SHAPIRO: But that condemnation has been so quickly, if not squelched, then at least slapped down. Is there a place for what you describe as the governing wing of the party in today's GOP?

AYRES: That is a major question going forward. We've seen many of the stalwarts of the governing wing in the Senate decline to run for reelection.

SHAPIRO: You're talking about Rob Portman of Ohio, Pat Toomey of Pennsylvania, Richard Burr of North Carolina.

AYRES: And Lamar Alexander, who did not run again in 2020. All four of those gentlemen were core parts of the governing wing of the Republican Party in the Senate. And all four are going to be gone.
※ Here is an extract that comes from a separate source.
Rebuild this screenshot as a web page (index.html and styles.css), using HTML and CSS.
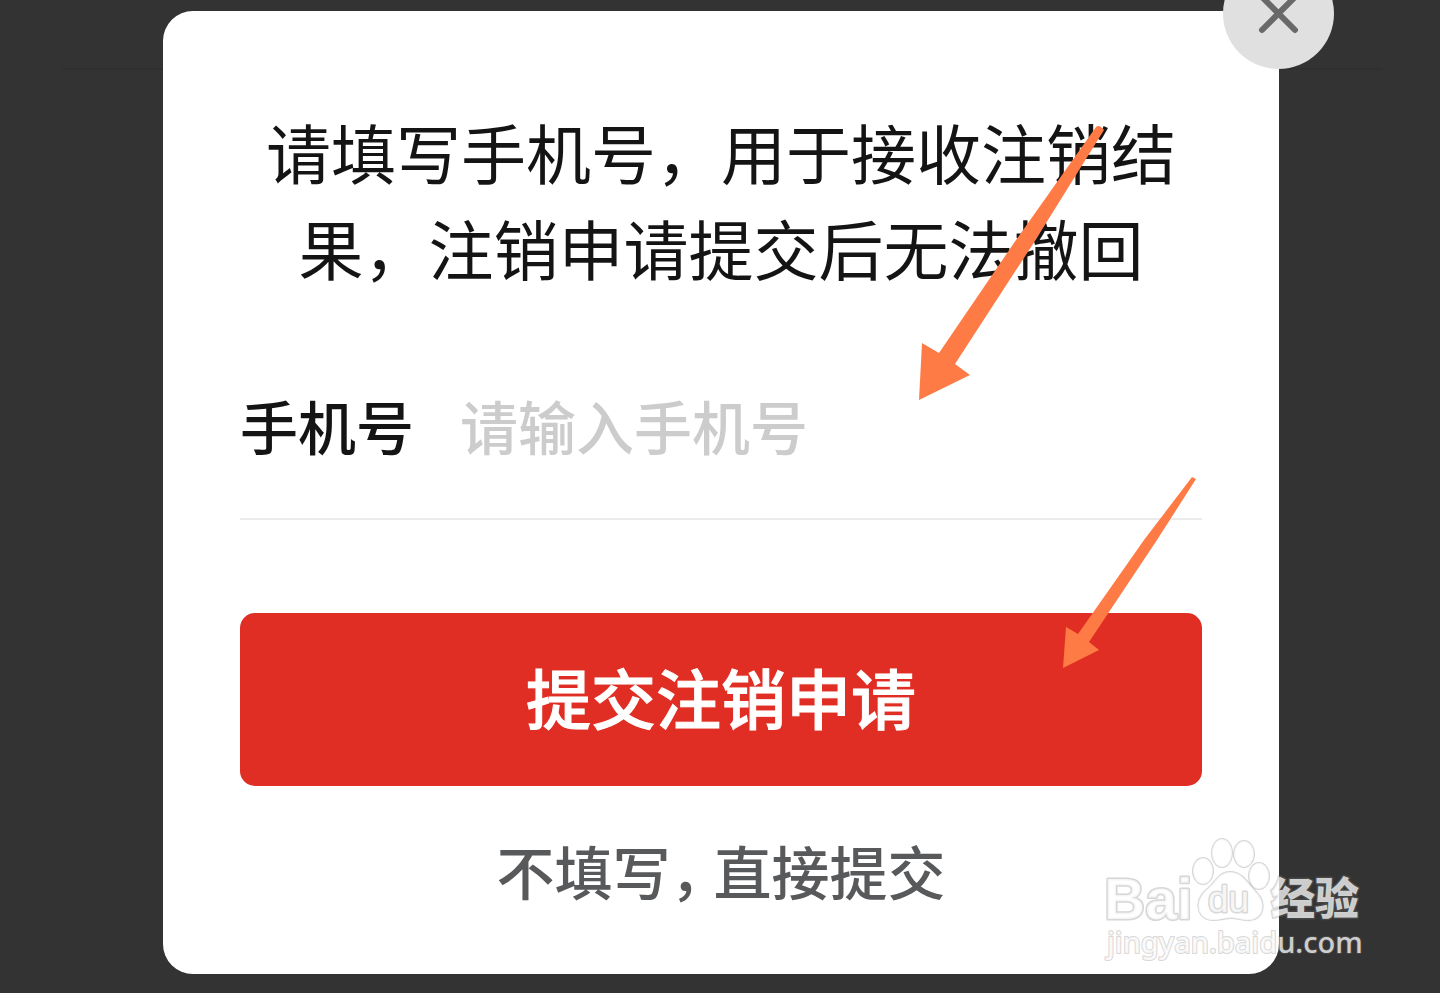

SHAPIRO: You know, you're describing it as the governing wing and the populist wing, but you could also accurately describe it as the reality-based wing and the wing that believes in hoaxes and conspiracies that is willing to deny reality.

AYRES: The populist faction is mainly the Tea Party movement of 2010 with a famous and inflammatory leader. It's the 21st century version of populism - anti-elite, anti-intellectual, anti-establishment, anti-media, anti-immigrant, anti-Wall Street. The populist faction is not going away, even if Donald Trump does.

SHAPIRO: You've been a Republican pollster for a long time, and you've witnessed other splits in the party. There was a split over the Iraq War. There have been splits over budget deficits. Does this seem fundamentally different from those?

AYRES: This is fundamentally different from those. We have had populists in the past in America, but none of them became president of the United States. So this is a fundamentally different sort of challenge, I think, for the Republican Party to face.

SHAPIRO: You're describing it as a challenge to the Republican Party. Do you also see it as a challenge to America as a democracy?

AYRES: Our government works better when we have two vibrant, competitive, responsible political parties. And if the Republican Party splits apart, it's going to be a problem for our government, I think. The Biden administration needs an effective and loyal opposition. We work better that way.

SHAPIRO: Fair point. But I was actually thinking about it in a slightly different context, which is if the Republican Party does coalesce around this message that says free and fair elections can be overturned if you don't like the outcome, is that a threat to American democracy?

AYRES: The Republican Party is not going to coalesce around that message, Ari. There are too many folks who have too much respect for democracy and too much respect for our government to coalesce around that sort of message.

SHAPIRO: I appreciate your confidence. What makes you so sure?

AYRES: (Laughter) Because the governing faction dominates the party among elected officials. It always has. It did throughout the Trump years. And those elected officials are not going to somehow forsake their fundamental oath to the Constitution of the United States.

SHAPIRO: Republican pollster Whit Ayres, thank you for talking with us.